Martes por la mañana, aún me recuperaba de la noticia
que San Marcos me dio un domingo por la noche. Me costaba creer que la
universidad en la que siempre quise estar me cerrara las puertas por cuarta
vez.
Aquel martes, más calmada y con los ánimos repuestos, decidí
abrir mis redes sociales y conversar con una amiga que también había postulado
a Ciencias de la Comunicación y que al igual que yo no había alcanzado vacante.
Quería preguntarle qué pensaba hacer, si iba a seguir preparándose o si había pensado
en otra opción. Ella me comentó que había tomado la decisión de postular a Villarreal y que sus
padres la aceptaron, ya tenía el dinero para conseguir su carpeta así que solo
le quedaba estudiar. Entonces me di cuenta que yo tampoco podía quedarme atrás,
¿por qué cerrarme en una sola opción? ¿Por qué no intentar en otra
universidad?, me había preparado 2 años y deseaba tanto empezar mi carrera que me
sentía lo suficientemente capaz para enfrentar otro examen. No lo pensé más, les
comenté a mis padres y ellos lo aprobaron.
Me quedaban solo dos semanas. En la primera hice los
trámites necesarios, fue toda una odisea. En primer lugar porque las carpetas
ya se habían agotado pero recordé que una compañera de la academia había
comprado el de Villarreal y el de San Marcos, por suerte ella sí ingresó a la
“Decana de América” así que me vendió su otro prospecto; y en segundo lugar
porque coloqué mal uno de los códigos que pedían en mi inscripción, creo que
esa fue la situación más desesperante que he pasado en mi vida. Faltaba solo un
día para registrarme y la página no reconocía el código. Al día
siguiente (último día) me levanté temprano para ir a las oficinas de admisión,
ya no aguantaba más; pero primero hice una llamada y me dijeron que por ser
sábado las oficinas no atendían. Sentí que mi mundo se venía abajo. Frente al
teléfono, nuevamente revisé todos los folletos y noté que había dos códigos,
uno de la carpeta y otro del boucher. Mi mundo volvió a su lugar. Descubrí que
había confundido el orden de los códigos así que fui corriendo al internet de
la esquina; pero para rematar mi mala suerte, al llegar me encontré con el
local cerrado.

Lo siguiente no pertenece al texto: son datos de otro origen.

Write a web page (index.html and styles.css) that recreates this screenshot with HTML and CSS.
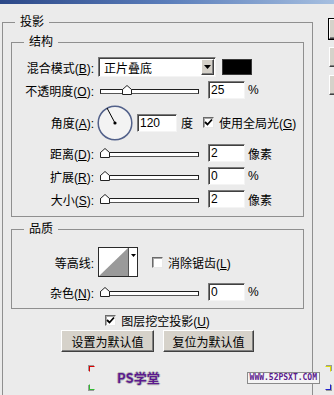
FILE: index.html
```html
<!DOCTYPE html>
<html>
<head>
    <title>投影</title>
    <link rel="stylesheet" href="styles.css">
</head>
<body>
    <div class="titlebar"></div>
    <div class="dialog">
        <fieldset class="group outer">
            <legend>投影</legend>

            <fieldset class="group">
                <legend>结构</legend>
                <div class="row r-blend">
                    <label class="name">混合模式(<u>B</u>):</label>
                    <div class="select">
                        <span class="value">正片叠底</span>
                        <span class="drop"><svg width="7" height="4" viewBox="0 0 7 4"><path d="M0 0H7L3.5 4Z" fill="#000"/></svg></span>
                    </div>
                    <div class="swatch"></div>
                </div>
                <div class="row r-field">
                    <label class="name">不透明度(<u>O</u>):</label>
                    <div class="slider">
                        <div class="track"></div>
                        <svg class="thumb" style="left: 22px" width="10" height="10" viewBox="0 0 10 10"><path d="M0.5 9.5V4.5L5 0.5L9.5 4.5V9.5Z" fill="#fff" stroke="#222"/></svg>
                    </div>
                    <input class="num" type="text" value="25">
                    <span class="unit">%</span>
                </div>
                <div class="row r-angle">
                    <label class="name">角度(<u>A</u>):</label>
                    <svg class="dial" width="36" height="36" viewBox="0 0 36 36">
                        <circle cx="18" cy="18" r="16.8" fill="#f3f3f3" stroke="#52618a" stroke-width="1.5"/>
                        <line x1="18" y1="18" x2="10" y2="3" stroke="#000" stroke-width="1"/>
                        <circle cx="18" cy="18" r="1.6" fill="#000"/>
                    </svg>
                    <input class="num wide" type="text" value="120">
                    <span class="unit">度</span>
                    <span class="check on"><svg width="9" height="9" viewBox="0 0 9 9"><path d="M1 4L3.5 6.5L8 1.5" fill="none" stroke="#000" stroke-width="1.8"/></svg></span>
                    <span class="check-label">使用全局光(<u>G</u>)</span>
                </div>
                <div class="row r-field">
                    <label class="name">距离(<u>D</u>):</label>
                    <div class="slider">
                        <div class="track"></div>
                        <svg class="thumb" style="left: 0px" width="10" height="10" viewBox="0 0 10 10"><path d="M0.5 9.5V4.5L5 0.5L9.5 4.5V9.5Z" fill="#fff" stroke="#222"/></svg>
                    </div>
                    <input class="num" type="text" value="2">
                    <span class="unit">像素</span>
                </div>
                <div class="row r-field">
                    <label class="name">扩展(<u>R</u>):</label>
                    <div class="slider">
                        <div class="track"></div>
                        <svg class="thumb" style="left: 0px" width="10" height="10" viewBox="0 0 10 10"><path d="M0.5 9.5V4.5L5 0.5L9.5 4.5V9.5Z" fill="#fff" stroke="#222"/></svg>
                    </div>
                    <input class="num" type="text" value="0">
                    <span class="unit">%</span>
                </div>
                <div class="row r-field">
                    <label class="name">大小(<u>S</u>):</label>
                    <div class="slider">
                        <div class="track"></div>
                        <svg class="thumb" style="left: 0px" width="10" height="10" viewBox="0 0 10 10"><path d="M0.5 9.5V4.5L5 0.5L9.5 4.5V9.5Z" fill="#fff" stroke="#222"/></svg>
                    </div>
                    <input class="num" type="text" value="2">
                    <span class="unit">像素</span>
                </div>
            </fieldset>

            <fieldset class="group quality">
                <legend>品质</legend>
                <div class="row r-contour">
                    <label class="name">等高线:</label>
                    <div class="contour">
                        <svg class="curve" width="29" height="28" viewBox="0 0 29 28"><path d="M0 28L29 0V28Z" fill="#9a9a9a"/></svg>
                        <span class="drop-mini"><svg width="5" height="3" viewBox="0 0 5 3"><path d="M0 0H5L2.5 3Z" fill="#000"/></svg></span>
                    </div>
                    <span class="check"></span>
                    <span class="check-label">消除锯齿(<u>L</u>)</span>
                </div>
                <div class="row r-field r-noise">
                    <label class="name">杂色(<u>N</u>):</label>
                    <div class="slider">
                        <div class="track"></div>
                        <svg class="thumb" style="left: 0px" width="10" height="10" viewBox="0 0 10 10"><path d="M0.5 9.5V4.5L5 0.5L9.5 4.5V9.5Z" fill="#fff" stroke="#222"/></svg>
                    </div>
                    <input class="num" type="text" value="0">
                    <span class="unit">%</span>
                </div>
            </fieldset>

            <div class="knockout">
                <span class="check on"><svg width="9" height="9" viewBox="0 0 9 9"><path d="M1 4L3.5 6.5L8 1.5" fill="none" stroke="#000" stroke-width="1.8"/></svg></span>
                <span class="check-label">图层挖空投影(<u>U</u>)</span>
            </div>
            <div class="buttons">
                <button class="btn b-set">设置为默认值</button>
                <button class="btn b-reset">复位为默认值</button>
            </div>
        </fieldset>

        <div class="side">
            <button class="btn side-btn default"></button>
            <button class="btn side-btn"></button>
            <button class="btn side-btn"></button>
        </div>
    </div>

    <div class="watermark">
        <span class="corner c-tl"></span>
        <span class="corner c-bl"></span>
        <span class="corner c-tr"></span>
        <span class="corner c-br"></span>
        <span class="wm-logo">PS学堂</span>
        <span class="wm-url">WWW.52PSXT.COM</span>
    </div>
</body>
</html>
```

FILE: styles.css
```css
body {
    margin: 0;
    width: 334px;
    height: 395px;
    overflow: hidden;
    position: relative;
    background: #ebebeb;
    font-family: "Liberation Sans", "Noto Sans CJK SC", sans-serif;
    font-size: 12px;
    color: #000;
}
u {
    text-decoration: underline;
    text-underline-offset: 1px;
}
.titlebar {
    height: 4px;
    background: linear-gradient(to right, #2c4888, #5a7dba 50%, #a6bfe0);
}
.dialog {
    display: flex;
    align-items: flex-start;
}

/* group boxes */
fieldset.group {
    margin: 0;
    min-width: 0;
    border: 1px solid #8f8f8f;
    padding: 8px 8px 8px 8px;
}
fieldset.group legend {
    margin-left: 4px;
    padding: 0 5px;
    line-height: 14px;
}
fieldset.outer {
    box-sizing: border-box;
    width: 311px;
    margin: 11px 0 0 2px;
    padding: 6px 8px 60px 8px;
    flex-shrink: 0;
}
fieldset.quality {
    margin-top: 5px;
    padding-top: 11px;
    padding-bottom: 7px;
}

/* rows */
.row {
    display: flex;
    align-items: center;
}
.name {
    width: 74px;
    text-align: right;
    white-space: nowrap;
    flex-shrink: 0;
}
.r-blend {
    height: 20px;
}
.r-field {
    height: 18px;
    margin-top: 5px;
}
.r-blend + .r-field {
    margin-top: 4px;
}
.r-angle {
    height: 37px;
    margin-top: 5px;
}
.r-angle + .r-field {
    margin-top: 3px;
}
.r-contour {
    height: 30px;
}
.r-noise {
    margin-top: 6px;
}

/* blend select */
.select {
    box-sizing: border-box;
    width: 118px;
    height: 20px;
    margin-left: 4px;
    display: flex;
    align-items: center;
    background: #fff;
    border: 1px solid;
    border-color: #7a7a7a #f4f4f4 #f4f4f4 #7a7a7a;
    box-shadow: inset 1px 1px 0 #404040;
}
.select .value {
    flex: 1;
    padding-left: 5px;
}
.drop {
    box-sizing: border-box;
    width: 13px;
    height: 16px;
    margin-right: 1px;
    display: flex;
    align-items: center;
    justify-content: center;
    background: #d4d0c8;
    border: 1px solid;
    border-color: #fff #404040 #404040 #fff;
    box-shadow: inset -1px -1px 0 #808080;
}
.swatch {
    box-sizing: border-box;
    width: 30px;
    height: 16px;
    margin-left: 6px;
    background: #000;
    border: 1px solid #3a3a3a;
}

/* sliders */
.slider {
    position: relative;
    width: 99px;
    height: 18px;
    margin-left: 6px;
    margin-right: 9px;
    flex-shrink: 0;
}
.track {
    position: absolute;
    left: 0;
    right: 0;
    top: 8px;
    height: 3px;
    background: #fff;
    border: 1px solid #1e1e1e;
    border-bottom-color: #555;
}
.thumb {
    position: absolute;
    top: 4px;
}

/* text fields */
.num {
    box-sizing: border-box;
    width: 37px;
    height: 18px;
    margin: 0;
    padding: 0 0 0 2px;
    font: inherit;
    background: #fff;
    border: 1px solid;
    border-color: #7a7a7a #f4f4f4 #f4f4f4 #7a7a7a;
    box-shadow: inset 1px 1px 0 #404040;
    outline: none;
}
.num.wide {
    width: 40px;
}
.unit {
    margin-left: 3px;
}

/* angle */
.dial {
    margin-left: 3px;
    margin-right: 4px;
    flex-shrink: 0;
}
.r-angle .unit {
    margin-left: 4px;
}
.r-angle .check {
    margin-left: 10px;
}

/* checkboxes */
.check {
    box-sizing: border-box;
    width: 11px;
    height: 11px;
    display: inline-flex;
    align-items: center;
    justify-content: center;
    background: #fff;
    border: 1px solid;
    border-color: #6a6a6a #e8e8e8 #e8e8e8 #6a6a6a;
    box-shadow: inset 1px 1px 0 #a8a8a8;
    flex-shrink: 0;
}
.check-label {
    margin-left: 5px;
    white-space: nowrap;
}

/* contour */
.contour {
    box-sizing: border-box;
    width: 40px;
    height: 30px;
    margin-left: 4px;
    display: flex;
    background: #fff;
    border: 1px solid #2a2a2a;
}
.curve {
    display: block;
    border-right: 1px solid #555;
}
.drop-mini {
    flex: 1;
    display: flex;
    justify-content: center;
    padding-top: 6px;
}
.r-contour .check {
    margin-left: 14px;
}

/* bottom of the dialog */
.knockout {
    height: 14px;
    margin-top: 4px;
    display: flex;
    align-items: center;
    justify-content: center;
}
.buttons {
    margin-top: 3px;
    display: flex;
    justify-content: center;
    gap: 9px;
}
.btn {
    box-sizing: border-box;
    height: 22px;
    padding: 0;
    font: inherit;
    color: #000;
    background: #d6d2ca;
    border: 1px solid;
    border-color: #fff #404040 #404040 #fff;
    box-shadow: inset -1px -1px 0 #808080;
}
.b-set {
    width: 93px;
}
.b-reset {
    width: 91px;
}

/* right hand buttons, mostly cut off */
.side {
    margin-left: 16px;
    margin-top: 15px;
    display: flex;
    flex-direction: column;
    gap: 8px;
    flex-shrink: 0;
}
.side-btn {
    width: 75px;
    height: 20px;
}
.side-btn.default {
    outline: 1px solid #000;
}

/* watermark */
.watermark {
    position: absolute;
    left: 89px;
    top: 366px;
    width: 242px;
    height: 24px;
    display: flex;
    align-items: center;
    white-space: nowrap;
}
.corner {
    position: absolute;
    width: 4px;
    height: 4px;
    border: 1px solid #888;
}
.c-tl {
    left: 0;
    top: 0;
    border-color: #d00 transparent transparent #d00;
    box-shadow: -1px -1px 0 #999;
}
.c-bl {
    left: 0;
    bottom: 0;
    border-color: transparent transparent #3b3 #3b3;
    box-shadow: -1px 1px 0 #999;
}
.c-tr {
    right: 0;
    top: 0;
    border-color: #dd0 #dd0 transparent transparent;
    box-shadow: 1px -1px 0 #999;
}
.c-br {
    right: 0;
    bottom: 0;
    border-color: transparent #22c #22c transparent;
    box-shadow: 1px 1px 0 #999;
}
.wm-logo {
    margin-left: 28px;
    flex-shrink: 0;
    font-family: "Noto Sans CJK SC", sans-serif;
    font-size: 13px;
    font-weight: bold;
    line-height: 16px;
    color: #5b1a8e;
    text-shadow: 1px 0 #bbb, -1px 0 #bbb, 0 1px #bbb, 0 -1px #bbb;
}
.wm-url {
    margin-left: auto;
    margin-right: 11px;
    flex-shrink: 0;
    padding: 0 2px;
    font-family: "DejaVu Sans Mono", monospace;
    font-size: 8px;
    font-weight: bold;
    line-height: 10px;
    color: #5b1a8e;
    background: #f4f4f4;
    border: 1px solid #8a8a8a;
}
```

Era el único cerca, solo esperé el medio día y me inscribí sin
ningún problema.
La segunda semana me pasé resolviendo exámenes de admisión
sin cansancio. Faltando dos días para el examen, “celebré” mi cumpleaños en una
maratón nocturna que un amigo del barrio tenía en su Pre. Sí, “celebré” mi
cumpleaños estudiando de 9:00pm a 7:00 am. Una locura total. ¿Quién se amanece
estudiando el día de su cumpleaños? Con todo esto sentía en un 60% que tenía que
ingresar.
Llegó el día, mi papá me acompañó hasta El Agustino. Estuve
tranquila. Sin sentimientos y con total frialdad rendí mi examen de admisión,
¿qué más podía esperar después de todo lo que pasé? Solo ingresar y punto.
En la noche, como no tenía donde ver los resultados (no tenía computadora y mi celular solo
entra a Facebook), le di mi código a un amigo y le dije que me mandara un
mensaje ni bien los viera en internet.
Eran las 6:29am del lunes, desperté segundos antes
de que mi celular sonara. Me llegó un mensaje. Lo abrí y leí: “Cachimbaaaaa!”.
Rápidamente me conecté a Facebook. No lo podía creer hasta que mi amigo me mandó la
foto de los resultados. Con la prueba en manos fui a
despertar a mi papá. “¡Papá, ingresé!” Ni bien abrió los ojos se lanzó hacia
mí y me abrazó, “Te lo dije, Cris; te lo dije. Felicidades hijita”. Emocionados
y a punto de llorar, bajamos velozmente las escaleras. Mi mamá se encontraba
haciendo sus ejercicios matinales en la sala. ¡Ma! -la llamé-. ¿Qué pasó? -Salió
preocupada-. ¡Ma, ingresé! Su mirada lo expresó todo, no fue necesario hablar. Me abrazó.